Used car dealers live in a world of daily drama. Monthly sales contests, commissions, crazy reduced price events, and hard bargaining customers all make for an interesting work environment. It’s no surprise that Hollywood has found fertile ground for stories and characters mined from the world of used car dealers. Here are a few of our favorite characters.

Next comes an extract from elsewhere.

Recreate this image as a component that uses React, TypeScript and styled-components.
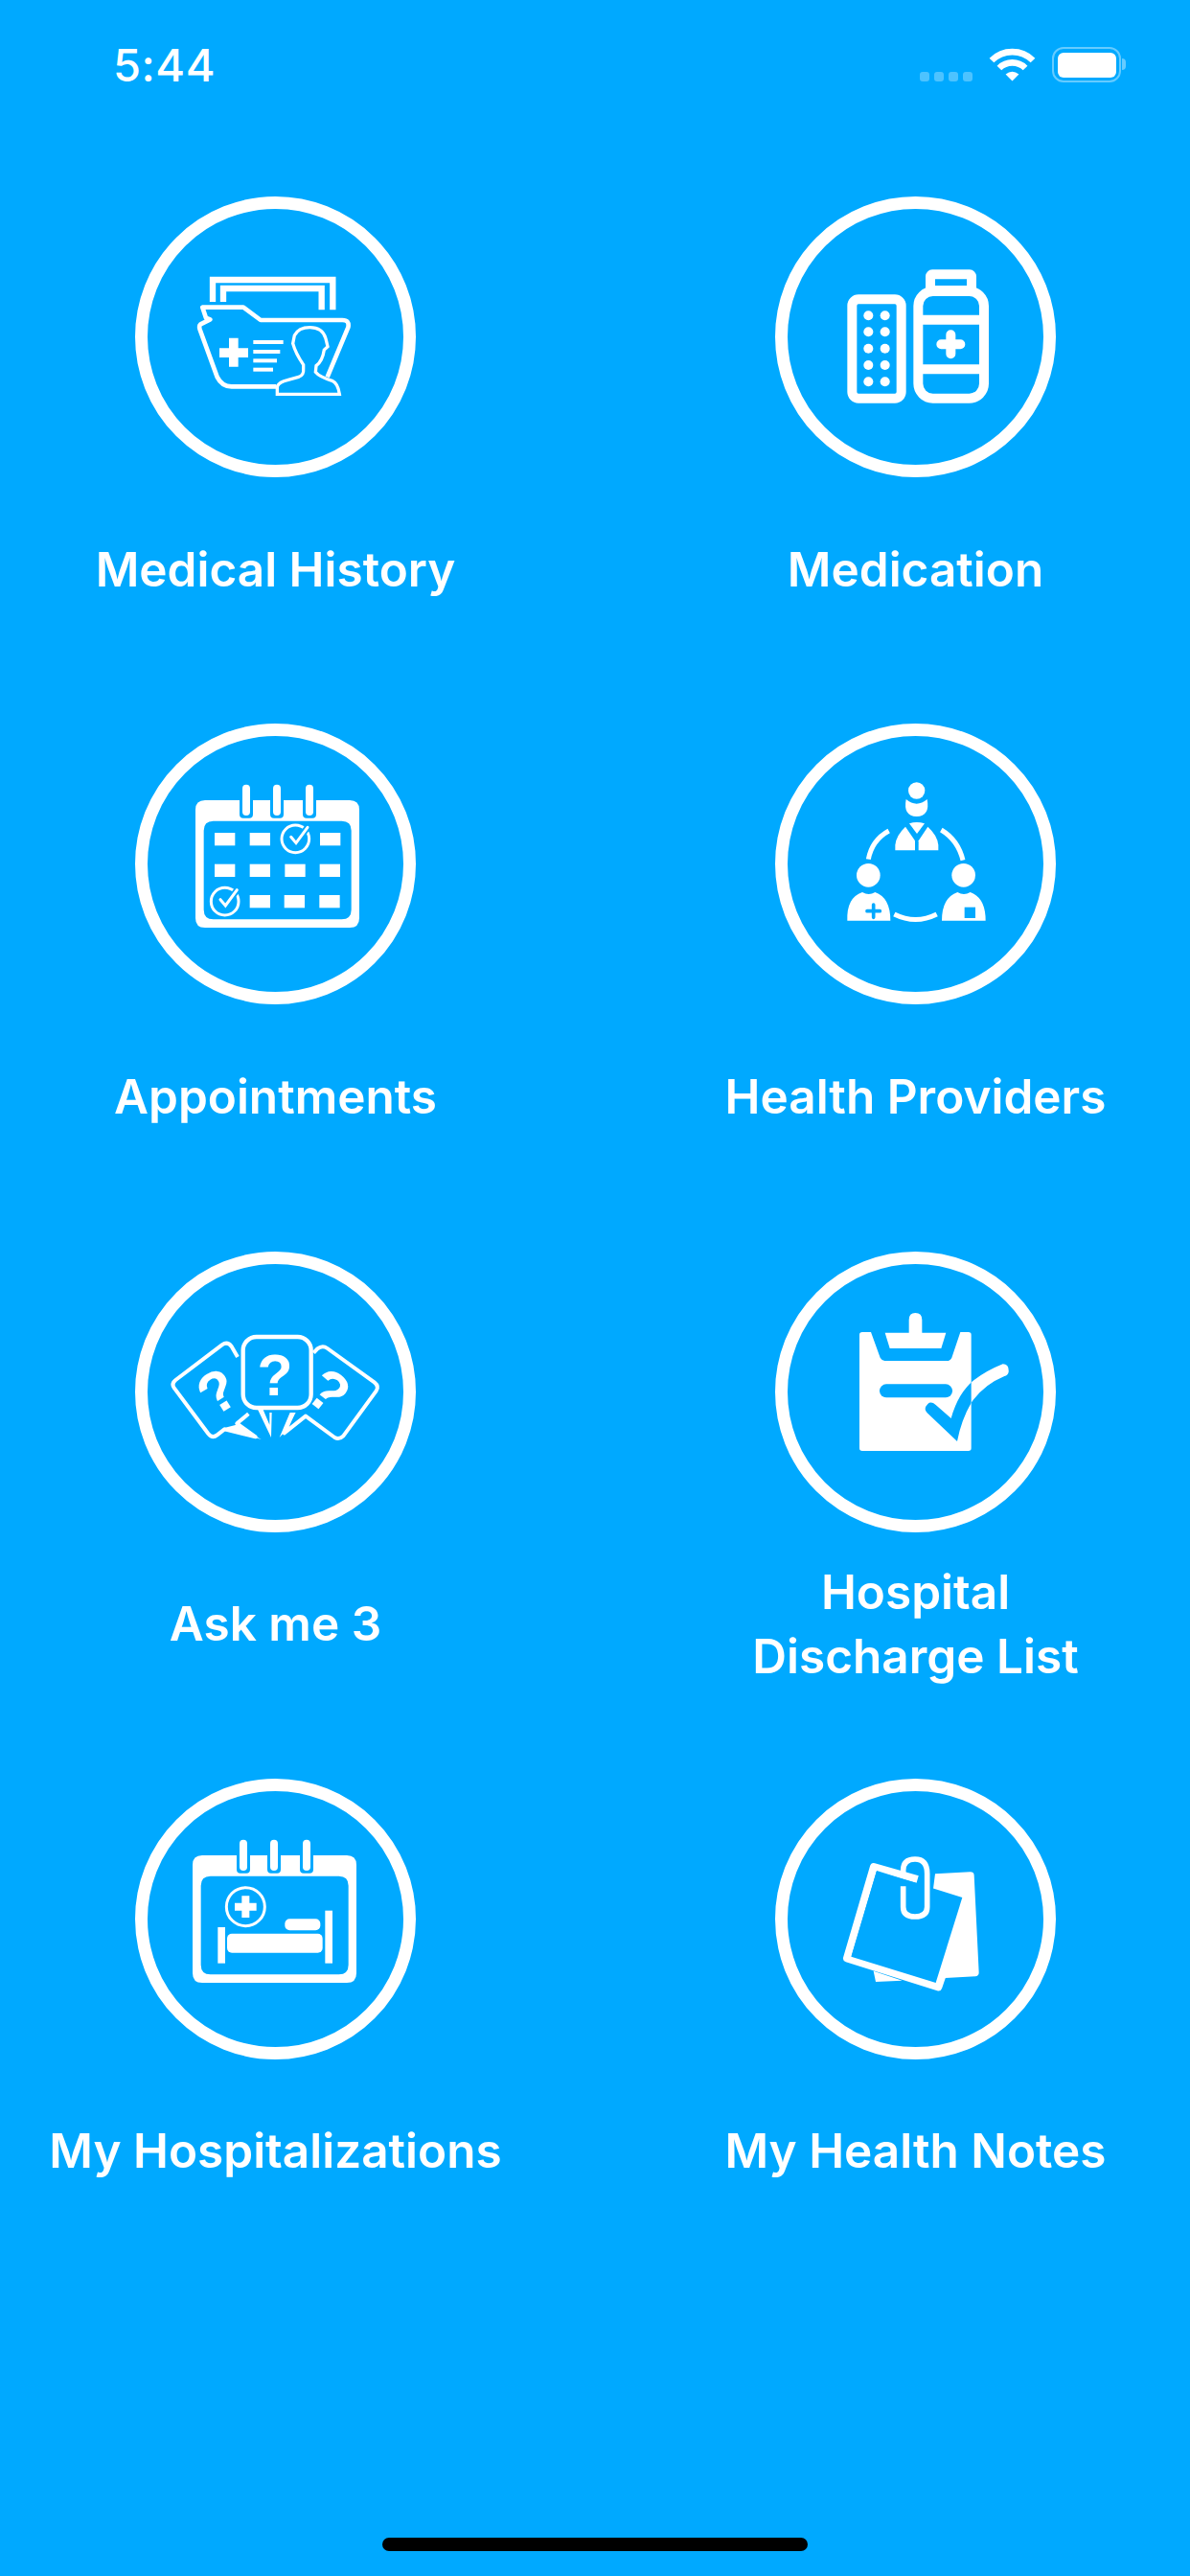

The late great Robin Williams belongs on the comedy Mount Rushmore. He is a legend for his stand-up comedy alone, and many of his films are instant classics. Some, however, have slipped through the cracks but are worth revisiting. Cadillac Man is an underrated dark comedy that was made between two better-known Williams dramas: Dead Poets Society and The Fisher King. Williams plays a car salesman who has reached the end of his rope personally and professionally. He has to sell twelve cars in two days to keep his job, his daughter is missing, his ex-wife is demanding alimony payments, his two girlfriends are constantly on his case, and he owes a sizable debt to a local mob boss. This maelstrom comes to a head one fateful day when a depressed madman (played by Tim Robbins) comes in wielding an assault rifle and takes the dealership hostage. The scenes with Williams and Robbins together are electric as the car salesman talks the hostage taker out of his course of action. There has never been an actor with the same combination of good-hearted, manically effusive charm and Williams is at the height of his powers in this movie.
The Chosen One
The Chosen One is another film that didn’t really make waves when it was released but is well worth a second look. Rob Schneider plays one of the best used car dealers in his region and is in the depths of a mid-life crisis. His dreams are consistently interrupted by visions of a native tribe deep in the mountains of Colombia and he is compelled to find their meaning. He learns that he is, in fact, the chosen one, meant to save humanity. The film was improperly marketed as a comedy when it’s really a drama. Rob Schneider, usually known for slapstick gags, actually gives a strong (and uncharacteristically restrained) performance as the titular chosen one and the always-on-point Steve Buscemi provides counterweight as Schneider’s brother, a Buddhist monk returning home who, although ‘enlightened’, has lingering sibling rivalry issues.
Unlike the other two on this list who are likable, though deeply flawed characters, Bill Paxton’s character in True Lies is the ultimate sleaze. He pretends to be a spy to hit on women, and when Arnold (a real spy) goes undercover to buy a car, Paxton busts out an all-time great cheesy sales line, “Hey… because it’s you,” complete with finger guns and a wink.